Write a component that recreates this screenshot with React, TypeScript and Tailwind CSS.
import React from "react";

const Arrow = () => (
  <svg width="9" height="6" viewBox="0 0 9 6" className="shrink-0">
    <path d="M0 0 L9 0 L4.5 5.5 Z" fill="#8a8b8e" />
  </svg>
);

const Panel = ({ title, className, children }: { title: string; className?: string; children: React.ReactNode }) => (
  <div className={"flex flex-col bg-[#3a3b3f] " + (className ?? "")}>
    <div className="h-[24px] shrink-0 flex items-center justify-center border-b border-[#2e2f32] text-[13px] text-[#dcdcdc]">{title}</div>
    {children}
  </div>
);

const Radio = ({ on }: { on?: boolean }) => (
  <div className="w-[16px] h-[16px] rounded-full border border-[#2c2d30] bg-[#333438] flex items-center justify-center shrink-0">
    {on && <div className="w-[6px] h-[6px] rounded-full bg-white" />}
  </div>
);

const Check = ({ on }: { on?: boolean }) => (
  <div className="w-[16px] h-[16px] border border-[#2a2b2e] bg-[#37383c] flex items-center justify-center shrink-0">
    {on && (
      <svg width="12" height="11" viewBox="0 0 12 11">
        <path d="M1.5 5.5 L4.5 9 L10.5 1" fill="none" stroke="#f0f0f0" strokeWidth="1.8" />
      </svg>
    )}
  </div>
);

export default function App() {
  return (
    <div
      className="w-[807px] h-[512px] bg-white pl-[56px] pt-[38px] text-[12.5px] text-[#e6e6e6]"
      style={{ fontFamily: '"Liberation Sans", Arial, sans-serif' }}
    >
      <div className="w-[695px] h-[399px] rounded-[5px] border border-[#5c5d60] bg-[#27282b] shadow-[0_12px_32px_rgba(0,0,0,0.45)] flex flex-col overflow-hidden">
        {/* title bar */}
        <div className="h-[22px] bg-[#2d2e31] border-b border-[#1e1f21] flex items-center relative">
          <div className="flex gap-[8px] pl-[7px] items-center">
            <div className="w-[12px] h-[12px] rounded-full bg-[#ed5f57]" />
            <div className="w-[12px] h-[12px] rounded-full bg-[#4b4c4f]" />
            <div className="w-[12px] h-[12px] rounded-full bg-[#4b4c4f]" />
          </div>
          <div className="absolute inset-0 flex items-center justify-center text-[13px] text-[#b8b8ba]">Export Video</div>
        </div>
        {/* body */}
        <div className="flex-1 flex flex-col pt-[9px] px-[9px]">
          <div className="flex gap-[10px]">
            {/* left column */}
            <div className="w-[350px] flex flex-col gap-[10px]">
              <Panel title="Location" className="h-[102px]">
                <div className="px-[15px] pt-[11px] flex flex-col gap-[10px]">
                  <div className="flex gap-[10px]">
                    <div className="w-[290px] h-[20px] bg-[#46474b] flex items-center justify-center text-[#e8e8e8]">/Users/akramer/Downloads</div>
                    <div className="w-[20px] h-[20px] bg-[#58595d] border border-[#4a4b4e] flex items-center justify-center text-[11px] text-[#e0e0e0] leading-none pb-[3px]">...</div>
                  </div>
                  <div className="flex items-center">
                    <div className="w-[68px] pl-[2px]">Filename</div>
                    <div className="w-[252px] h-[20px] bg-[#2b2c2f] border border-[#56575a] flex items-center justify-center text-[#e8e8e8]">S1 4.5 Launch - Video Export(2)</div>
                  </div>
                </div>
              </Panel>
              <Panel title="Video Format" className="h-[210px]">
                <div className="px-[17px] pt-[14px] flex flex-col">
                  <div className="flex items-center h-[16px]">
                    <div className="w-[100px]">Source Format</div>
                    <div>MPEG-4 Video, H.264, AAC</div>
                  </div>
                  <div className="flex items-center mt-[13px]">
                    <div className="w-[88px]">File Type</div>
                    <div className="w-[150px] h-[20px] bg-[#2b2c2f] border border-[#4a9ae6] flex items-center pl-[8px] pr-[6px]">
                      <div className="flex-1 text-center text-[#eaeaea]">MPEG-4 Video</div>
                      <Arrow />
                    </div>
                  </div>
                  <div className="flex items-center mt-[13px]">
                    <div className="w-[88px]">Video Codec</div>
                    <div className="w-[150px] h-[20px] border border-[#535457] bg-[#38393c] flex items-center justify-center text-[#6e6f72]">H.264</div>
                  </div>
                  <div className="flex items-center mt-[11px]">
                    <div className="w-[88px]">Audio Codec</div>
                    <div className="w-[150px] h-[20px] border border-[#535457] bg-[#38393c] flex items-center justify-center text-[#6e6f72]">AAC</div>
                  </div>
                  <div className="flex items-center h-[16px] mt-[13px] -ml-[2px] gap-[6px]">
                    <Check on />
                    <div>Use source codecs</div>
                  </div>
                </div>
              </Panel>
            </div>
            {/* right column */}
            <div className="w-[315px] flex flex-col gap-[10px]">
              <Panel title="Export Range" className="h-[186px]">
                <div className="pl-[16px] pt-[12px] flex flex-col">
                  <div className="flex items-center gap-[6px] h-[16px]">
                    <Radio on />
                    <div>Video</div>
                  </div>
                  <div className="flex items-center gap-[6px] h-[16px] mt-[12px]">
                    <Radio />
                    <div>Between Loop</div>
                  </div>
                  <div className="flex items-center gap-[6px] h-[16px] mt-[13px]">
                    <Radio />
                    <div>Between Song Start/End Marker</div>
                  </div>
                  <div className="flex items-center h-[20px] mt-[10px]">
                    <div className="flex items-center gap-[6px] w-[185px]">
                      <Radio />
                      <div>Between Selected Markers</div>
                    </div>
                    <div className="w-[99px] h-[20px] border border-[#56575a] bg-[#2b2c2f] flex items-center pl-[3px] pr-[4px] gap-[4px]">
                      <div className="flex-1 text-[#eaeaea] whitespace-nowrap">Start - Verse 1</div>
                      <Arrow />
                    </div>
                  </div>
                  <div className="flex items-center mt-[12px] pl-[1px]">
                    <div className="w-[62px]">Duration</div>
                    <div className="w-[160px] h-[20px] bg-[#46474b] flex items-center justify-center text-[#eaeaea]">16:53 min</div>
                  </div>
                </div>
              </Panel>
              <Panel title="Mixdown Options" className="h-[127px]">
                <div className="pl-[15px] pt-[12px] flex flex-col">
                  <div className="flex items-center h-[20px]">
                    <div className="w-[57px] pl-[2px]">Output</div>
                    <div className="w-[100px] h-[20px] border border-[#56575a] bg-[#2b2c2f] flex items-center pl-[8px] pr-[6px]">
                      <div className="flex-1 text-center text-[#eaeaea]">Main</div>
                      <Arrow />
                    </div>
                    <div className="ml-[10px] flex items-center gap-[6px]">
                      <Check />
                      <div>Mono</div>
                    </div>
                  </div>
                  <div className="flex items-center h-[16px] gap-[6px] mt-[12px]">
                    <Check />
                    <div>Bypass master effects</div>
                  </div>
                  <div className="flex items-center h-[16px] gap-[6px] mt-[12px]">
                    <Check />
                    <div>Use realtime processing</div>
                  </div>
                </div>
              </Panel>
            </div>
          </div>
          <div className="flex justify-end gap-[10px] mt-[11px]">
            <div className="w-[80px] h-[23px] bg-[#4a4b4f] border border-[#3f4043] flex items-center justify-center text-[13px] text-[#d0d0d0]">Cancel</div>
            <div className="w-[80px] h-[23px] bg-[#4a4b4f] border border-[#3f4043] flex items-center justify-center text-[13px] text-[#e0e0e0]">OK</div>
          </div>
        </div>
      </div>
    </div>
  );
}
--
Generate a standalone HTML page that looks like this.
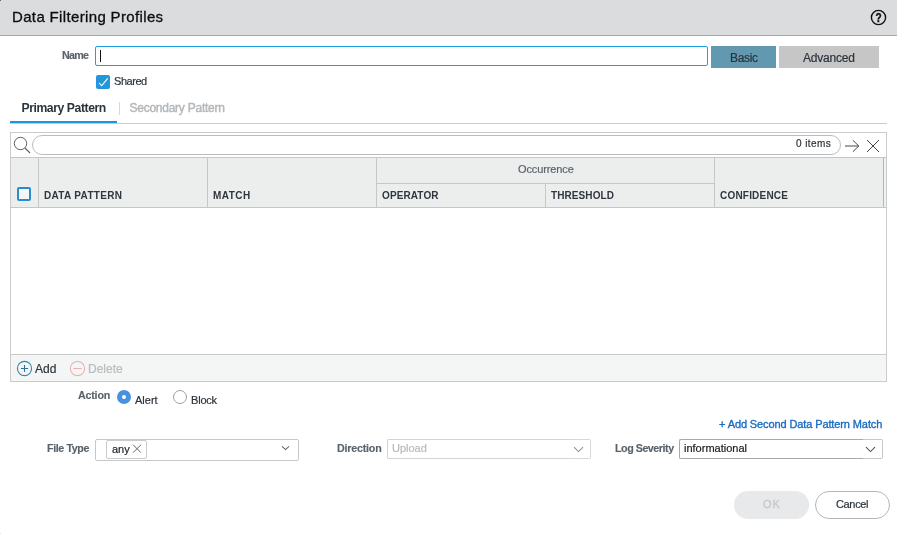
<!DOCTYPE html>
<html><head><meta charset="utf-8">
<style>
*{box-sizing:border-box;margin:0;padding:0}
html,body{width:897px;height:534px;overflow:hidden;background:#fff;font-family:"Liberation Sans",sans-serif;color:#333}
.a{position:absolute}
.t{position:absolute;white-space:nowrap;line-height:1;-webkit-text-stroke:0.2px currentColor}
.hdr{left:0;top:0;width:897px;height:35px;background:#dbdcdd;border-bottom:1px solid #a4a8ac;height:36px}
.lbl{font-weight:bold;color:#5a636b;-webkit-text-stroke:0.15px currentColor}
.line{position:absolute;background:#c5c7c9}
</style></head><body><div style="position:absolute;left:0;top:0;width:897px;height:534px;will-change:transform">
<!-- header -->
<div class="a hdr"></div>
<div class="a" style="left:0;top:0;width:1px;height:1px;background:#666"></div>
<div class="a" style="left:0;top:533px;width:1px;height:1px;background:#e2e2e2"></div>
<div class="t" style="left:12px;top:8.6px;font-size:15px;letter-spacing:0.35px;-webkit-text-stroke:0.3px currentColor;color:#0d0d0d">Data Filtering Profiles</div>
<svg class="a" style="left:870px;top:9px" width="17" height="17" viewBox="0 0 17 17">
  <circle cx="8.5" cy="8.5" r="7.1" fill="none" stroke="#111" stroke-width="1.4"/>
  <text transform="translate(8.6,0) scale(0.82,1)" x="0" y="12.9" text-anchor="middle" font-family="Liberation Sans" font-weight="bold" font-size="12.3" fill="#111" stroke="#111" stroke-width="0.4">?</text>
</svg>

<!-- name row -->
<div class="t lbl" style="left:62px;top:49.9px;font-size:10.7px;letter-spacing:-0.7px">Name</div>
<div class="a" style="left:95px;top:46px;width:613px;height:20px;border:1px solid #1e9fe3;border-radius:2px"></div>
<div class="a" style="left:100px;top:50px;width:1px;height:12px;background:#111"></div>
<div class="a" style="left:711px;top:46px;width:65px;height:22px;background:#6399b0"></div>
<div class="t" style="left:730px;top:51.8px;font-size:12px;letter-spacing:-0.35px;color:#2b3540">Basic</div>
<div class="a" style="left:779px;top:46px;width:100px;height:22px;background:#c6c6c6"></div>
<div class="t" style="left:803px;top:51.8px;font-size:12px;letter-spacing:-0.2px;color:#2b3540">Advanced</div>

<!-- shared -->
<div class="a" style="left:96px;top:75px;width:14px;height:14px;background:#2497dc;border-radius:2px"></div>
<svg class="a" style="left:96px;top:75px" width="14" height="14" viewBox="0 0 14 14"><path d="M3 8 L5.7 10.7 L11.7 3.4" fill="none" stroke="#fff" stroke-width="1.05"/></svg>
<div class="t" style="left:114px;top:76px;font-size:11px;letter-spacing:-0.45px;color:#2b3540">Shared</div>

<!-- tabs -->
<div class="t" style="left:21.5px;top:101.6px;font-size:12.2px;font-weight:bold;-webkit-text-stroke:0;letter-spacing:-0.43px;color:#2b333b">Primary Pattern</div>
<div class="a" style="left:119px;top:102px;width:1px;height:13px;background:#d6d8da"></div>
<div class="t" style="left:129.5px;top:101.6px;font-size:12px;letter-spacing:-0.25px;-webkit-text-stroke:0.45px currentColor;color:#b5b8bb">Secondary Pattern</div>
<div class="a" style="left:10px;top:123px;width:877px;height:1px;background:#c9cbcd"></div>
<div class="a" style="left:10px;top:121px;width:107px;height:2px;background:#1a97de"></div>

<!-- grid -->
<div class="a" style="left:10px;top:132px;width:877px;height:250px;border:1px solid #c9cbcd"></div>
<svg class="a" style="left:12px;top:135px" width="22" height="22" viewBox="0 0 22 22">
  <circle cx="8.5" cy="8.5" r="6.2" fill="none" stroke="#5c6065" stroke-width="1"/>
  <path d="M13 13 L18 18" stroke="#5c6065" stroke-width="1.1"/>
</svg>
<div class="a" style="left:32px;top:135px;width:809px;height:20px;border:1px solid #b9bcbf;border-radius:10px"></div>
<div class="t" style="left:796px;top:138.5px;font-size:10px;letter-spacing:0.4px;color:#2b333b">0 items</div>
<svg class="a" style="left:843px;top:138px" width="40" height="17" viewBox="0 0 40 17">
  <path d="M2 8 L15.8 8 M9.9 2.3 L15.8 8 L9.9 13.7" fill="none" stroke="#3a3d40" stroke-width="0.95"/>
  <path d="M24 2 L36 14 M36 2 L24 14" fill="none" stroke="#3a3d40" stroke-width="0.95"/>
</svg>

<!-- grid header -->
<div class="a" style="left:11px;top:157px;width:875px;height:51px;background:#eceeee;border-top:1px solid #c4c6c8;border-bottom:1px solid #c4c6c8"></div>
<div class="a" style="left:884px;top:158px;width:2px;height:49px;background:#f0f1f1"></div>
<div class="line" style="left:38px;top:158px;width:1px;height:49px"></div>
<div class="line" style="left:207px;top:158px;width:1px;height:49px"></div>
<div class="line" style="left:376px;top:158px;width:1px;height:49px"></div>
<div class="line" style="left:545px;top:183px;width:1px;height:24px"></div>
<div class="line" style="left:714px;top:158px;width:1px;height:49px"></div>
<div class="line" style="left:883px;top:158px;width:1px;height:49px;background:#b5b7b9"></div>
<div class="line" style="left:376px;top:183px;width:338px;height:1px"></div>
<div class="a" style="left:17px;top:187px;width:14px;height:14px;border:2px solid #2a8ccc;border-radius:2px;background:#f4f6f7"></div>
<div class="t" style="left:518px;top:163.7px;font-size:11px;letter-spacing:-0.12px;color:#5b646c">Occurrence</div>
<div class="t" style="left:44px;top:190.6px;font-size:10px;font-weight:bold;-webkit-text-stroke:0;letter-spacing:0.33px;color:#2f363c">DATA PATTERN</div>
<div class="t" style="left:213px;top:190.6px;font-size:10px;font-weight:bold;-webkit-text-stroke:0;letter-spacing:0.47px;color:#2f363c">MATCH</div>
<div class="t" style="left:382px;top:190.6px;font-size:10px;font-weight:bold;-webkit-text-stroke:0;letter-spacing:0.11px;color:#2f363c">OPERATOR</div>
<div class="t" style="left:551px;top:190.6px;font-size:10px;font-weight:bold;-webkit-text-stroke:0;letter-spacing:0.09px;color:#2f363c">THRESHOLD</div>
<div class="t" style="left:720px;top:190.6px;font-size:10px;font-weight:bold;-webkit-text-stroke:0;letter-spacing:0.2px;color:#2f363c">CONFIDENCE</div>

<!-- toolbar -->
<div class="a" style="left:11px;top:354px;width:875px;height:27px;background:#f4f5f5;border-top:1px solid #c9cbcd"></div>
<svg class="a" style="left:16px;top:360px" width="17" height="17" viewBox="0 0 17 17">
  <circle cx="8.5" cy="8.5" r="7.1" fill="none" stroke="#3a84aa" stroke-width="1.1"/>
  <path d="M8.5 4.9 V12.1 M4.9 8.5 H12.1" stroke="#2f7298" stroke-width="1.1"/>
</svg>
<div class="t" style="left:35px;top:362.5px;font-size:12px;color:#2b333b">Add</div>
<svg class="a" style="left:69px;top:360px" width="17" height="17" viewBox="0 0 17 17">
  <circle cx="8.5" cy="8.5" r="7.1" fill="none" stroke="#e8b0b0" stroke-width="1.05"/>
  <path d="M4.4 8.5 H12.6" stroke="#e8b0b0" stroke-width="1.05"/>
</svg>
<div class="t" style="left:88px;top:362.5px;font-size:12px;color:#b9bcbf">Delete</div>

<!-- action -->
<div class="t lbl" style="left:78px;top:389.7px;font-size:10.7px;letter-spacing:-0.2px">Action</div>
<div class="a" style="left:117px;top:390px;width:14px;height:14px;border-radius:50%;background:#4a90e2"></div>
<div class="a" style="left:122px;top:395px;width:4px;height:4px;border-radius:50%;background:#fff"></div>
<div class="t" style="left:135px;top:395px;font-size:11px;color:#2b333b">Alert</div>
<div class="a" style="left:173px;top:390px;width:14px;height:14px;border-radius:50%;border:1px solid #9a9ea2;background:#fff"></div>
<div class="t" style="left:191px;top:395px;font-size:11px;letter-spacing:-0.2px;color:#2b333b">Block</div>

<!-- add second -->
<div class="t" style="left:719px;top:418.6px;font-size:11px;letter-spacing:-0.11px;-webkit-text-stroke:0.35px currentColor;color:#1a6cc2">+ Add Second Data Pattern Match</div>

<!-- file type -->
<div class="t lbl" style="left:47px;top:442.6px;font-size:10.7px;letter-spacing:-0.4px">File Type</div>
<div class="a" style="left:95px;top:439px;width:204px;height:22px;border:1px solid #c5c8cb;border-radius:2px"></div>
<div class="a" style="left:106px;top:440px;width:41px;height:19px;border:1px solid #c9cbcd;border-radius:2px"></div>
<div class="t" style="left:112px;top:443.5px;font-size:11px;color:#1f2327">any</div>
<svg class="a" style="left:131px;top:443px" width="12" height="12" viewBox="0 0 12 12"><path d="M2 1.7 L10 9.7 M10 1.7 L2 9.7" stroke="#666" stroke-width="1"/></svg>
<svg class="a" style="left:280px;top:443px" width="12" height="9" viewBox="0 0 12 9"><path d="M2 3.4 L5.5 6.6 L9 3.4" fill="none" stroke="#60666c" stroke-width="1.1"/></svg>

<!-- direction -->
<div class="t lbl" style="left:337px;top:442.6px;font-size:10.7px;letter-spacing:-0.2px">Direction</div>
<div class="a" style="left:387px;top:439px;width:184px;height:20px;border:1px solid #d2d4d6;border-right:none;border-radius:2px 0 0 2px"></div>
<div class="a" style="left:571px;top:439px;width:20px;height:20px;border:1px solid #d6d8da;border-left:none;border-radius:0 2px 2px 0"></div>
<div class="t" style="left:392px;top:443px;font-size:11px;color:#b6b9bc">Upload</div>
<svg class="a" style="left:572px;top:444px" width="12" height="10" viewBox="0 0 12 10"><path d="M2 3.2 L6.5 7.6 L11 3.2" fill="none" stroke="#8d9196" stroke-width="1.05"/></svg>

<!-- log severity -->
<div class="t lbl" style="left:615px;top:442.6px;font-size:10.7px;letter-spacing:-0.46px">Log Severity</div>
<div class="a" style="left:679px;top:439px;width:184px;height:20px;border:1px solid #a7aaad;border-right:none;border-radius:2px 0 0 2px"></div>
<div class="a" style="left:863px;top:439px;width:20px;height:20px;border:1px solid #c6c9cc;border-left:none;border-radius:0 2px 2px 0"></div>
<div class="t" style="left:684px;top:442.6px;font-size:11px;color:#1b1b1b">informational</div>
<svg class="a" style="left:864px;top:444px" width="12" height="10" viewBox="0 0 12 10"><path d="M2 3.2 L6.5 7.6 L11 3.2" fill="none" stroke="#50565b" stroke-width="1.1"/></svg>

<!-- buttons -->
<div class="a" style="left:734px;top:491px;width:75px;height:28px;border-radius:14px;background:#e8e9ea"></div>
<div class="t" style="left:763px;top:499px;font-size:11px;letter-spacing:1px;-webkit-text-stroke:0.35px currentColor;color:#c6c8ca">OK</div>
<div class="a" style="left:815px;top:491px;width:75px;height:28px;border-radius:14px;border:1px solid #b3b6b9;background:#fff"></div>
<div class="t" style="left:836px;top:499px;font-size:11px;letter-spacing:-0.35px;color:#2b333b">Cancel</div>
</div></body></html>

## Problem description
Pull out all lines from the entries above that include the word "React".

## Task result
Write a component that recreates this screenshot with React, TypeScript and Tailwind CSS.
import React from "react";
const Panel = ({ title, className, children }: { title: string; className?: string; children: React.ReactNode }) => (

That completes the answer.